Perdu peut-être un peu, au début, décontenancé comme il se doit quand le soleil est vert, la nuit rouge, mais vite la main ou l'œil, l'oreille, le cœur tout autant, est prise et tenue dans une main ferme et chaude qui conduit le bal sous nos yeux, le doigt non dans un an­neau d'or, mais dans une palette de couleurs qui sonnent et chantent

Soleils creux d'ivoire

sous langue et papille

avec rondeur et clameur.

Dès le réveil des cils

tu obstrues et le jour

et la nuit toujours nue.

Avouez qu'il y a là de quoi rester inter­dit, incapable du premier mot de quel commentaire, de quelle glose : la qua­lité du silence est telle au bout du poème que l'air nous comble encore bien après que la chanson se soit éteinte. Rien que des mots simples pourtant, des mots de tous les jours, mais tels qu'on ne les rencontre jamais en­semble. Tout l'art d'Izoard est justement de savoir acoquiner ceux-là qu'on croyait à ja­mais ennemis et de leur ménager un bout de pré carré. C'est au départ toujours, j'ima­gine, un bas de page, une marge, un dos d'enveloppe, un ticket de métro pour qu'ils fassent connaissance et voyagent de concert. De concert, voilà le mot. Ni fanfare, ni symphonie, bien entendu, plutôt cette ma­nière qu'ont les voyous, les voyelles, de mar­cher l'amble avec un petit écart de temps à autre pour relancer le pas sur un chemin de sel pur, ce qui donne au silence dans le poème la place de la musique, à la musique celle du silence.

Les mots les plus simples, oui, mais comme surpris au saut du lit, au sortir du bain, dans le plus simple appareil. Sensuels en diable, sexe de souffre et de laine, corps et cris. Rien de tel pour transformer l'attendu en fable et dérouter nos plates géographies quotidiennes. Que le saugrenu de l'exis­tence enfin, l'irréalité du réel nous sautent à la gorge et nous sauvent un moment de la laideur et de la sourde bêtise du temps.
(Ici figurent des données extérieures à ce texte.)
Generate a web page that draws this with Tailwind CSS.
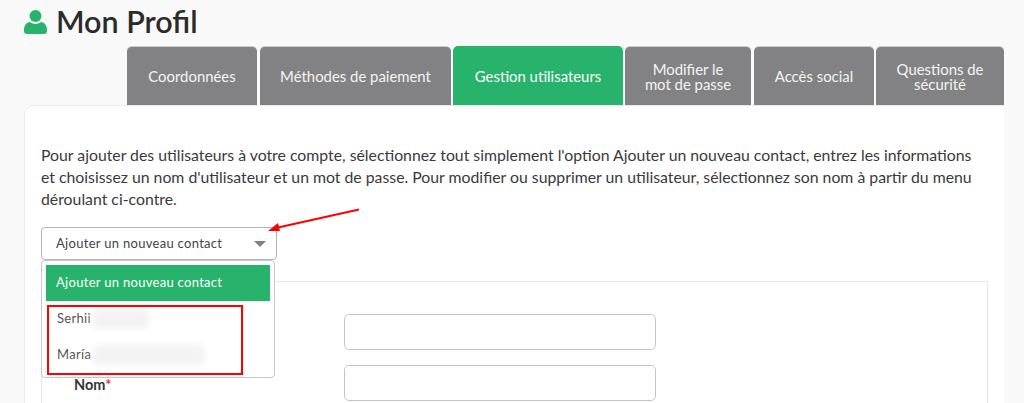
<!DOCTYPE html>
<html lang="fr">
<head>
<meta charset="utf-8">
<script src="https://cdn.jsdelivr.net/npm/@tailwindcss/browser@4"></script>
</head>
<body class="relative h-[403px] w-[1024px] overflow-hidden bg-[#f9f9f9] font-['Lato',sans-serif] text-[#333]">
<div class="ml-6 w-[980px]">
  <h1 class="flex h-[46px] items-center gap-[9px] pb-[3px] text-[30.5px] font-semibold leading-none text-[#2b2b2b]">
    <svg class="h-6 w-[23px]" viewBox="0 0 23 24" fill="#27b36b"><circle cx="11.5" cy="6" r="6"/><path d="M0 20c0-5 3-8 6-8 1.500 1.200 3.500 2 5.500 2s4-.8 5.500-2c3 0 6 3 6 8v1c0 1.700-1.300 3-3 3H3c-1.700 0-3-1.300-3-3z"/></svg>
    Mon Profil
  </h1>
  <div class="ml-[103px] flex h-[60px] text-center text-[14.9px] leading-[15px] text-[#f4f4f4]">
    <div class="flex w-[130px] items-center justify-center rounded-t-[5px] border-t border-[#ccc] bg-[#828284]">Coordonnées</div>
    <div class="ml-[3px] flex w-[191px] items-center justify-center rounded-t-[5px] border-t border-[#ccc] bg-[#828284]">Méthodes de paiement</div>
    <div class="ml-[2px] flex w-[170px] items-center justify-center rounded-t-[5px] bg-[#27b36b] text-white">Gestion utilisateurs</div>
    <div class="ml-[2px] flex w-[126px] items-center justify-center rounded-t-[5px] border-t border-[#ccc] bg-[#828284]">Modifier le<br>mot de passe</div>
    <div class="ml-[3px] flex w-[120px] items-center justify-center rounded-t-[5px] border-t border-[#ccc] bg-[#828284]">Accès social</div>
    <div class="ml-[2px] flex w-[128px] items-center justify-center rounded-t-[5px] border-t border-[#ccc] bg-[#828284]">Questions de<br>sécurité</div>
  </div>
  <main class="relative -mt-px h-[298px] overflow-hidden rounded-tl-[10px] border-l border-t border-[#ebebeb] bg-white pl-4 pr-4 pt-[38px]">
    <p class="w-[945px] text-[15.8px] leading-[22px] text-[#3a3a3a]">Pour ajouter des utilisateurs à votre compte, sélectionnez tout simplement l'option Ajouter un nouveau contact, entrez les informations et choisissez un nom d'utilisateur et un mot de passe. Pour modifier ou supprimer un utilisateur, sélectionnez son nom à partir du menu déroulant ci-contre.</p>
    <div class="mt-[17px] flex h-[33px] w-[236px] items-center justify-between rounded-[4px] border border-[#b5b5b5] bg-white pl-[14px] pr-[10px] text-[13px] tracking-[0.3px] text-[#444]">
      Ajouter un nouveau contact
      <span class="h-0 w-0 border-x-[6px] border-t-[6px] border-x-transparent border-t-[#808080]"></span>
    </div>
    <div class="mt-[21px] h-[200px] w-[947px] border border-[#e6e6e6] pl-[32px] pt-[93px]">
      <div class="text-[14.5px] font-bold leading-5 text-[#333]">Nom<span class="text-[#e33]">*</span></div>
    </div>
    <div class="absolute left-[319px] top-[208px] flex flex-col gap-[15px]">
      <div class="h-9 w-[312px] rounded-[5px] border border-[#c4c4c4] bg-white"></div>
      <div class="h-9 w-[312px] rounded-[5px] border border-[#c4c4c4] bg-white"></div>
    </div>
    <div class="absolute left-[16px] top-[154px] h-[118px] w-[234px] rounded-[4px] border border-[#c8c8c8] bg-white p-1 text-[13px] tracking-[0.3px]">
      <div class="flex h-9 items-center bg-[#27b36b] pl-[10px] text-white">Ajouter un nouveau contact</div>
      <div class="flex h-9 items-center pl-[11px] text-[#555]">Serhii<span class="ml-0.5 h-5 w-[56px] rounded-sm bg-[#f3f3f3] blur-[3px]"></span></div>
      <div class="flex h-9 items-center pl-[11px] text-[#555]">María<span class="ml-0.5 h-5 w-[112px] rounded-sm bg-[#f3f3f3] blur-[3px]"></span></div>
    </div>
    <div class="absolute left-[22px] top-[199px] h-[70px] w-[196px] border-2 border-[#f00]"></div>
  </main>
</div>
<svg class="absolute left-[260px] top-[200px] h-[40px] w-[110px]" viewBox="0 0 110 40" fill="#f00"><path d="M99 9.500 18 27.500" stroke="#f00" stroke-width="2" fill="none"/><path d="M8 31l10-8 2 8z"/></svg>
</body>
</html>
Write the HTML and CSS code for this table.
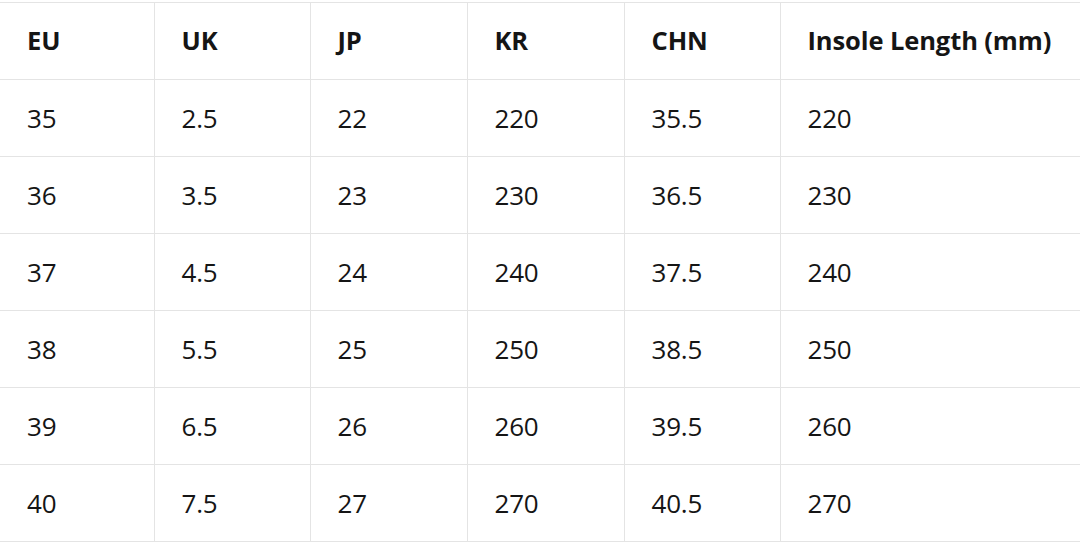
FILE: index.html
```html
<!DOCTYPE html>
<html>
<head>
<meta charset="utf-8">
<link rel="stylesheet" href="styles.css">
</head>
<body>
<table class="size-table">
  <colgroup>
    <col class="c1"><col class="c2"><col class="c3"><col class="c4"><col class="c5"><col class="c6">
  </colgroup>
  <thead>
    <tr><th>EU</th><th>UK</th><th>JP</th><th>KR</th><th>CHN</th><th>Insole Length (mm)</th></tr>
  </thead>
  <tbody>
    <tr><td>35</td><td>2.5</td><td>22</td><td>220</td><td>35.5</td><td>220</td></tr>
    <tr><td>36</td><td>3.5</td><td>23</td><td>230</td><td>36.5</td><td>230</td></tr>
    <tr><td>37</td><td>4.5</td><td>24</td><td>240</td><td>37.5</td><td>240</td></tr>
    <tr><td>38</td><td>5.5</td><td>25</td><td>250</td><td>38.5</td><td>250</td></tr>
    <tr><td>39</td><td>6.5</td><td>26</td><td>260</td><td>39.5</td><td>260</td></tr>
    <tr><td>40</td><td>7.5</td><td>27</td><td>270</td><td>40.5</td><td>270</td></tr>
  </tbody>
</table>
</body>
</html>
```
FILE: styles.css
```css
html, body {
  margin: 0;
  padding: 0;
  background: #ffffff;
}
.size-table {
  margin-top: 2px;
  width: 1080px;
  border-collapse: collapse;
  table-layout: fixed;
  font-family: "Open Sans", "Noto Sans", sans-serif;
  color: #151515;
}
.c1 { width: 154px; }
.c2 { width: 156px; }
.c3 { width: 157px; }
.c4 { width: 157px; }
.c5 { width: 156px; }
.c6 { width: 300px; }
.size-table th,
.size-table td {
  height: 76px;
  padding: 0 0 0 27px;
  border: 1px solid #e4e4e4;
  text-align: left;
  vertical-align: middle;
  white-space: nowrap;
  line-height: 1;
}
.size-table th {
  font-weight: 700;
  font-size: 25.5px;
  letter-spacing: -0.1px;
}
.size-table td {
  font-weight: 400;
  font-size: 26px;
  letter-spacing: -0.2px;
}
.size-table tr > :first-child { border-left: none; }
.size-table tr > :last-child { border-right: none; }
```
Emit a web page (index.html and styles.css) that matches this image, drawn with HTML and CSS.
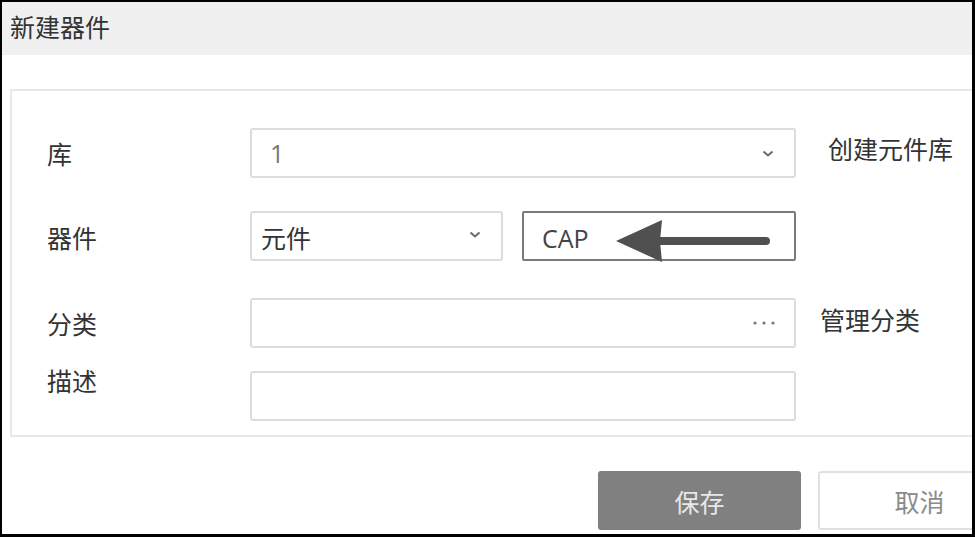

Car Nous n'avons rien à raconter si ce n'est la légende sous la peau des voleurs, les cavalcades, les errements de tous les dépossédés dont la salive enrobe l'air, l'air, l'air.

Lire Izoard, c'est respirer autrement, à une autre altitude. Entre l'air et l'air, dit-il. Dans cet écart où, magicienne, la poésie cir­cule, qui charrie pêle-mêle les bribes de souvenirs, de paysages, de conversations, et les joies, les angoisses, les rêves blancs ou noirs. C'est là que le poète, avec la rigueur d'un musicien et la science d'un sourcier, se livre à corps perdu, déjouant les traque­nards de l'écriture ; là qu'il empoigne les vraies questions, cherchant le sens de cette vie qui nous échappe et comment résis­ter à la solitude et à cette démence que tu emportes en toi où que tu ailles.

On le voit, la folie aérienne qui règle la poésie d'Izoard, sous des dehors légers, est grave. Et proche, ô combien, de celle de Schéhadé, le Libanais. Ne cher­chez pas si le cèdre peut croître au bord de Meuse, lisez Jacques Izoard, vous entendrez craquer en vous le cœur de l'arbre et mille oiseaux s'envoler des branches.